TASK TO COMPLETE. Retype every line from the start of the data down to and including the line with "podobá vaší klávesnici?</p>". Skip the pictures.

DATASET SECTION.
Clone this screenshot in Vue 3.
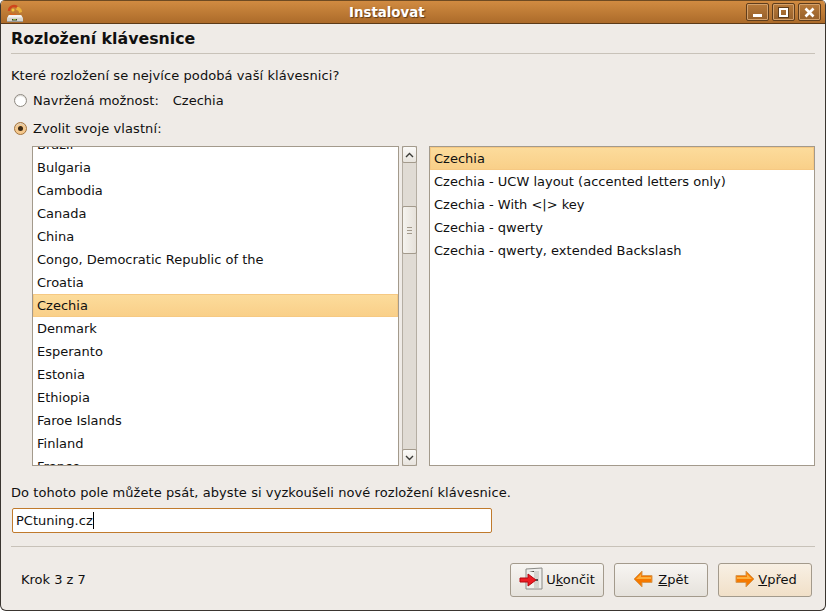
<template>
  <div class="window">
    <div class="titlebar">
      <svg class="app-icon" width="18" height="20" viewBox="0 0 18 20">
        <path d="M3 7a5 5 0 0 1 8-4" fill="none" stroke="#d0451c" stroke-width="2.400" />
        <path d="M11 3c3 0 5 2 5 5l-3 1c0-2-1-3-3-3z" fill="#e9b13c" />
        <path d="M4 9a4 4 0 0 0 6 1" fill="none" stroke="#d9661f" stroke-width="2" />
        <circle cx="7" cy="6" r="1.500" fill="#f3c63e" />
        <path d="M3 11h12l2 3v4H1v-4z" fill="#d6d4ce" />
        <path d="M3 11h12l1.500 2.500h-15z" fill="#f4f3f0" />
        <path d="M1 17h16v1H1z" fill="#9c9a94" />
        <path d="M6 15h5v1.500H6z" fill="#2f3a24" />
        <path d="M7 15h3v1H7z" fill="#7fae3c" />
      </svg>
      <span class="title">Instalovat</span>
      <div class="win-btns">
        <button class="win-btn"><span class="min"></span></button>
        <button class="win-btn"><span class="max"></span></button>
        <button class="win-btn">
          <svg width="11" height="11" viewBox="0 0 11 11">
            <path d="M1.500 1.500l8 8M9.500 1.500l-8 8" stroke="#fff" stroke-width="2.600" />
          </svg>
        </button>
      </div>
    </div>

    <div class="content">
      <h1>Rozložení klávesnice</h1>
      <div class="rule"></div>
      <p class="question">Které rozložení se nejvíce podobá vaší klávesnici?</p>

      <div class="radio-row first">
        <span class="radio"></span>
        <span>Navržená možnost:</span>
        <span class="suggested">Czechia</span>
      </div>
      <div class="radio-row second">
        <span class="radio on"></span>
        <span>Zvolit svoje vlastní:</span>
      </div>

      <div class="lists">
        <div class="list countries">
          <div class="list-inner">
            <div
              v-for="c in countries"
              :key="c"
              class="item"
              :class="{ selected: c === 'Czechia' }"
            >{{ c }}</div>
          </div>
        </div>
        <div class="scrollbar">
          <div class="arrow">
            <svg width="9" height="6" viewBox="0 0 9 6"><path d="M1 5l3.500-3.500L8 5" fill="none" stroke="#3c3c38" stroke-width="1.400" /></svg>
          </div>
          <div class="track">
            <div class="thumb"><span></span><span></span><span></span></div>
          </div>
          <div class="arrow">
            <svg width="9" height="6" viewBox="0 0 9 6"><path d="M1 1l3.500 3.500L8 1" fill="none" stroke="#3c3c38" stroke-width="1.400" /></svg>
          </div>
        </div>
        <div class="list variants">
          <div
            v-for="v in variants"
            :key="v"
            class="item"
            :class="{ selected: v === 'Czechia' }"
          >{{ v }}</div>
        </div>
      </div>

      <p class="try-label">Do tohoto pole můžete psát, abyste si vyzkoušeli nové rozložení klávesnice.</p>
      <div class="entry">PCtuning.cz<span class="caret"></span></div>
      <div class="rule bottom"></div>

      <div class="footer">
        <span class="step">Krok 3 z 7</span>
        <div class="buttons">
          <button class="btn quit">
            <svg width="25" height="26" viewBox="0 0 25 26">
              <path d="M7 3l16-1v21H7z" fill="#eeeeec" stroke="#8a8a86" />
              <path d="M10 5h10v17H10z" fill="#3a342e" />
              <path d="M15 5h5v17h-5z" fill="#d4d4cf" />
              <path d="M10 5l5 1v16h-5z" fill="#f2f2ef" />
              <circle cx="18" cy="14" r="1" fill="#222" />
              <path d="M1 12h8V8l8 6-8 6v-4H1z" fill="#ee1c24" stroke="#b3070e" />
            </svg>
            <span>U<u>k</u>ončit</span>
          </button>
          <button class="btn back">
            <svg width="20" height="18" viewBox="0 0 20 18">
              <path d="M1 9l8-8v4.500h10v7H9V17z" fill="#f57900" stroke="#d69a55" />
              <path d="M3 9l5-5v3h10v2z" fill="#fcaf3e" />
            </svg>
            <span><u>Z</u>pět</span>
          </button>
          <button class="btn next">
            <svg width="20" height="18" viewBox="0 0 20 18">
              <path d="M19 9l-8-8v4.500H1v7h10V17z" fill="#f57900" stroke="#d69a55" />
              <path d="M2 7h10V4l5 5H2z" fill="#fcaf3e" />
            </svg>
            <span><u>V</u>před</span>
          </button>
        </div>
      </div>
    </div>
  </div>
</template>

<script setup>
const countries = [
  'Brazil',
  'Bulgaria',
  'Cambodia',
  'Canada',
  'China',
  'Congo, Democratic Republic of the',
  'Croatia',
  'Czechia',
  'Denmark',
  'Esperanto',
  'Estonia',
  'Ethiopia',
  'Faroe Islands',
  'Finland',
  'France'
]

const variants = [
  'Czechia',
  'Czechia - UCW layout (accented letters only)',
  'Czechia - With <|> key',
  'Czechia - qwerty',
  'Czechia - qwerty, extended Backslash'
]
</script>

<style>
html, body {
  margin: 0;
  background: #fff;
}
</style>

<style scoped>
.window {
  width: 826px;
  height: 611px;
  box-sizing: border-box;
  background: #efebe7;
  border-left: 1px solid #3a3530;
  border-right: 1px solid #3a3530;
  border-bottom: 1px solid #3a3530;
  border-radius: 5px 5px 6px 6px;
  overflow: hidden;
  font-family: "DejaVu Sans", sans-serif;
  font-size: 13px;
  color: #101010;
  display: flex;
  flex-direction: column;
}

.titlebar {
  height: 24px;
  flex: none;
  box-sizing: border-box;
  position: relative;
  display: flex;
  align-items: center;
  padding-left: 348px;
  background: linear-gradient(#d18b41, #ac6b2a);
  border-top: 1px solid #6e4a22;
  border-bottom: 1px solid #5c3a18;
}

.app-icon {
  position: absolute;
  left: 5px;
  top: 3px;
}

.title {
  color: #fff;
  font-weight: bold;
  font-size: 13.33px;
  text-shadow: 1px 1px 1px #5c3a18;
}

.win-btns {
  position: absolute;
  right: 4px;
  top: 2px;
  display: flex;
  gap: 3px;
}

.win-btn {
  width: 23px;
  height: 18px;
  padding: 0;
  box-sizing: border-box;
  display: flex;
  align-items: center;
  justify-content: center;
  background: linear-gradient(#b87a3a, #96602a);
  border: 1px solid #5f3d1c;
  box-shadow: inset 0 0 0 1px #d3a06a;
  border-radius: 2px;
}

.min {
  width: 9px;
  height: 3px;
  margin-top: 6px;
  background: #fff;
}

.max {
  width: 5px;
  height: 5px;
  border: 2px solid #fff;
  outline: 1px solid #5f3d1c;
}

.content {
  flex: 1;
  min-height: 0;
  padding: 6px 10px 0 10px;
  display: flex;
  flex-direction: column;
}

h1 {
  margin: 0;
  height: 23px;
  line-height: 18px;
  font-size: 15.8px;
  font-weight: bold;
  color: #101010;
}

.rule {
  height: 1px;
  flex: none;
  background: #c8c2b9;
}

.question {
  margin: 13px 0 0;
  line-height: 17px;
  letter-spacing: 0.08px;
}

.radio-row {
  display: flex;
  align-items: center;
  line-height: 17px;
  padding-left: 3px;
}

.radio-row.first {
  margin-top: 8px;
}

.radio-row.second {
  margin-top: 11px;
  letter-spacing: 0.1px;
}

.radio {
  width: 11px;
  height: 11px;
  margin-right: 6px;
  border: 1px solid #8f8a82;
  border-radius: 50%;
  background: #fff;
  position: relative;
  box-shadow: inset 0 1px 1px #d8d4ce;
}

.radio.on {
  background: #f5c88c;
  border-color: #a5743c;
}

.radio.on::after {
  content: "";
  position: absolute;
  left: 3px;
  top: 3px;
  width: 5px;
  height: 5px;
  border-radius: 50%;
  background: #3c2a14;
}

.suggested {
  margin-left: 14px;
}

.lists {
  display: flex;
  margin: 9px 0 0 21px;
  height: 320px;
  flex: none;
}

.list {
  box-sizing: border-box;
  background: #fff;
  border: 1px solid #a39a8c;
  overflow: hidden;
}

.countries {
  width: 367px;
}

.list-inner {
  margin-top: -14px;
}

.variants {
  width: 386px;
  margin-left: 12px;
}

.item {
  height: 23px;
  line-height: 23px;
  padding-left: 4px;
  white-space: nowrap;
  color: #101010;
}

.item.selected {
  background: linear-gradient(#fcdc9c, #f9cf88);
  box-shadow: inset 0 0 0 1px #f6c983;
}

.scrollbar {
  width: 15px;
  margin-left: 3px;
  display: flex;
  flex-direction: column;
  background: #e0dbd4;
  border-left: 1px solid #b5aea3;
  border-right: 1px solid #b5aea3;
  box-sizing: border-box;
}

.arrow {
  height: 15px;
  flex: none;
  margin: 0 -1px;
  display: flex;
  align-items: center;
  justify-content: center;
  background: linear-gradient(#fbfaf8, #e8e4de);
  border: 1px solid #a39a8c;
  border-radius: 2px;
}

.track {
  flex: 1;
  padding-top: 43px;
}

.thumb {
  height: 48px;
  box-sizing: border-box;
  margin: 0 -1px;
  display: flex;
  flex-direction: column;
  align-items: center;
  justify-content: center;
  gap: 2px;
  background: linear-gradient(90deg, #f5f3ef, #e6e1da);
  border: 1px solid #a39a8c;
  border-radius: 2px;
}

.thumb span {
  width: 5px;
  height: 1px;
  background: #a39a8c;
}

.try-label {
  margin: 18px 0 0;
  line-height: 17px;
  letter-spacing: 0.07px;
}

.entry {
  margin: 7px 0 0 1px;
  width: 480px;
  height: 25px;
  flex: none;
  box-sizing: border-box;
  display: flex;
  align-items: center;
  padding-left: 3px;
  background: #fff;
  border: 1px solid #c07a2c;
  border-radius: 2px;
}

.caret {
  width: 1px;
  height: 17px;
  background: #000;
}

.rule.bottom {
  margin-top: 13px;
}

.footer {
  display: flex;
  align-items: center;
  justify-content: space-between;
  margin-top: 16px;
  padding-left: 10px;
}

.step {
  margin-bottom: 2px;
}

.buttons {
  display: flex;
  gap: 10px;
  padding-right: 3px;
}

.btn {
  width: 94px;
  height: 34px;
  padding: 0 0 2px;
  box-sizing: border-box;
  display: flex;
  align-items: center;
  justify-content: center;
  gap: 2px;
  font: inherit;
  color: #101010;
  background: linear-gradient(#f7f5f2, #e6e2dc);
  border: 1px solid #a39a8c;
  border-radius: 3px;
}

.btn.back {
  gap: 5px;
}

.btn.next {
  gap: 3px;
  padding-left: 2px;
  background: linear-gradient(#f8f0e4, #f1e0c8);
}
</style>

OUTPUT OF THE TASK.
Clone this screenshot in Vue 3.
<template>
  <div class="window">
    <div class="titlebar">
      <svg class="app-icon" width="18" height="20" viewBox="0 0 18 20">
        <path d="M3 7a5 5 0 0 1 8-4" fill="none" stroke="#d0451c" stroke-width="2.400" />
        <path d="M11 3c3 0 5 2 5 5l-3 1c0-2-1-3-3-3z" fill="#e9b13c" />
        <path d="M4 9a4 4 0 0 0 6 1" fill="none" stroke="#d9661f" stroke-width="2" />
        <circle cx="7" cy="6" r="1.500" fill="#f3c63e" />
        <path d="M3 11h12l2 3v4H1v-4z" fill="#d6d4ce" />
        <path d="M3 11h12l1.500 2.500h-15z" fill="#f4f3f0" />
        <path d="M1 17h16v1H1z" fill="#9c9a94" />
        <path d="M6 15h5v1.500H6z" fill="#2f3a24" />
        <path d="M7 15h3v1H7z" fill="#7fae3c" />
      </svg>
      <span class="title">Instalovat</span>
      <div class="win-btns">
        <button class="win-btn"><span class="min"></span></button>
        <button class="win-btn"><span class="max"></span></button>
        <button class="win-btn">
          <svg width="11" height="11" viewBox="0 0 11 11">
            <path d="M1.500 1.500l8 8M9.500 1.500l-8 8" stroke="#fff" stroke-width="2.600" />
          </svg>
        </button>
      </div>
    </div>

    <div class="content">
      <h1>Rozložení klávesnice</h1>
      <div class="rule"></div>
      <p class="question">Které rozložení se nejvíce podobá vaší klávesnici?</p>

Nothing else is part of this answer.